Here are the nominees:

Dustin Pedroia - 2B
Kevin Youkilis - 1B
Jon Lester - SP
Jonathan Papelbon - CP
Daisuke Matsuzaka - SP

The winner is...

Kevin Youkilis!

I know, I know, Pedroia won the MVP and he's not very tall. But Youkilis is 6' 1" and was the better player this season. Sorry folks, it's the truth.

Youkilis his 29 homers with 115 RBI, a .312 average, .390 OBP, and .569 slugging percentage. He was 6th in the AL in OBP, 3rd in slugging, and 4th in OPS. He played Gold Glove calibre defense at 1st, but also played 3rd when Lowell went down. He even spent some time in right field. He started the All-Star Game and won the Hank Aaron Award as the American League's best hitter.

Youkilis filled the offensive gap left by Manny Ramirez. His versatility in the lineup allowed Francona to bat him 1st, 2nd, 3rd, 4th, 5th or 6th. He hit .374 with runners in scoring position, and .328 with runners in scoring position and 2 outs.

Pedroia got hot down the stretch, but Youkilis was consistent all season long. Youk also had one of the few great performances in the ALCS against Tampa. He was 10 for 30 with 2 homers, 3 doubles, and 6 RBI.

With all due respect to MVPedroia, Youkilis was the best Red Sox player in 2008.

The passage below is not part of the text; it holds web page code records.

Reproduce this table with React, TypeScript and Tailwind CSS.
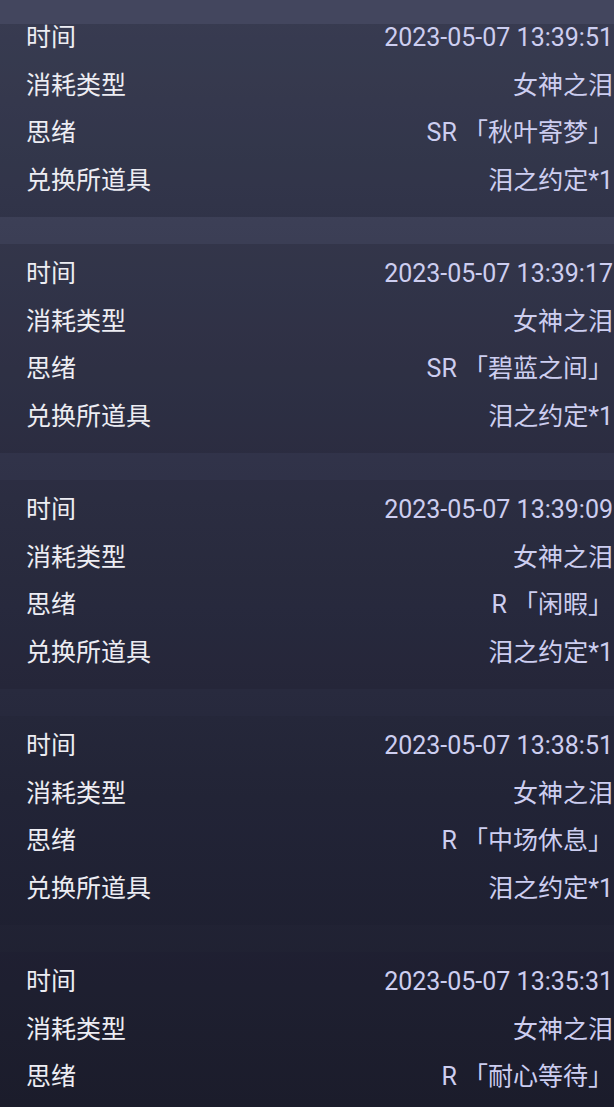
import React from 'react'

interface Record {
    time: string
    type: string
    thought: string
    item?: string
}

const records: Record[] = [
    { time: '2023-05-07 13:39:51', type: '女神之泪', thought: 'SR 「秋叶寄梦」', item: '泪之约定*1' },
    { time: '2023-05-07 13:39:17', type: '女神之泪', thought: 'SR 「碧蓝之间」', item: '泪之约定*1' },
    { time: '2023-05-07 13:39:09', type: '女神之泪', thought: 'R 「闲暇」', item: '泪之约定*1' },
    { time: '2023-05-07 13:38:51', type: '女神之泪', thought: 'R 「中场休息」', item: '泪之约定*1' },
    { time: '2023-05-07 13:35:31', type: '女神之泪', thought: 'R 「耐心等待」' },
]

// cards fade into the background further down the list
const cardShade = [
    'bg-[#0e0f1c]/[0.24]',
    'bg-[#0e0f1c]/[0.18]',
    'bg-[#0e0f1c]/[0.12]',
    'bg-[#0e0f1c]/[0.07]',
    'bg-[#0e0f1c]/[0.03]',
]

function Row({ label, value }: { label: string; value: string }) {
    return (
        <div className="flex h-[47.5px] items-center justify-between">
            <span className="text-[#ededf3]">{label}</span>
            <span className="text-[#cdcef0]">{value}</span>
        </div>
    )
}

export default function App() {
    return (
        <div
            className="relative h-[1107px] w-[614px] overflow-hidden bg-[linear-gradient(180deg,#474a62_0%,#3c3f56_20%,#2f3147_45%,#242639_72%,#1c1d2c_100%)] text-[25px] leading-none"
            style={{ fontFamily: 'Roboto, "Noto Sans CJK SC", sans-serif' }}
        >
            {/* header edge over the list */}
            <div className="absolute inset-x-0 top-0 z-10 h-[24px] bg-[#43465e]" />

            <div className="flex flex-col gap-[27px] pt-[8px]">
                {records.map((r, i) => (
                    <div key={r.time} className={`${cardShade[i]} pt-[6px] pr-[1px] pb-[13px] pl-[26px]`}>
                        <Row label="时间" value={r.time} />
                        <Row label="消耗类型" value={r.type} />
                        <Row label="思绪" value={r.thought} />
                        {r.item && <Row label="兑换所道具" value={r.item} />}
                    </div>
                ))}
            </div>
        </div>
    )
}
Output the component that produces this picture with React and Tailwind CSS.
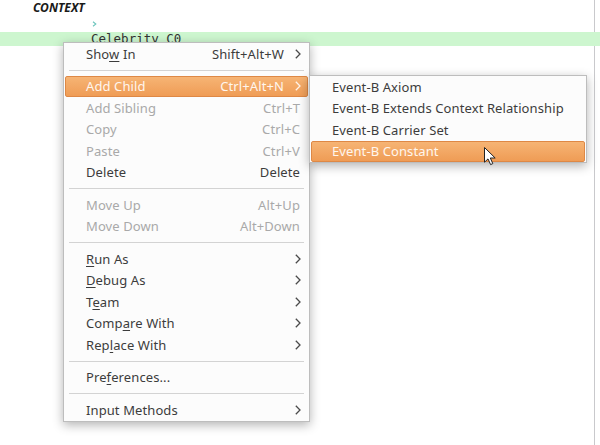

This Award goes to a player or players who went through tough times - through injury, through illness, through personal matters, through a harsh slump - but came out on top.

The winner is...

Mike Lowell, 3B, Boston Red Sox

I guess technically Lowell has yet to "come out" of his injury. But the Award is about toughness, grit, determination, and that kind of thing.

Lowell played most of 2008 with one injury or another. He hurt his thumb, then his hip started acting up. The Sox shut him down in September and tried to get him ready for the playoffs. He played in games 1 and 3 of the ALDS against the Angels, but it was painful to watch.

All things considered, he had a decent year. He hit .274 with 17 homers in only 113 games. He was, without a doubt, the toughest player on the Red Sox this season.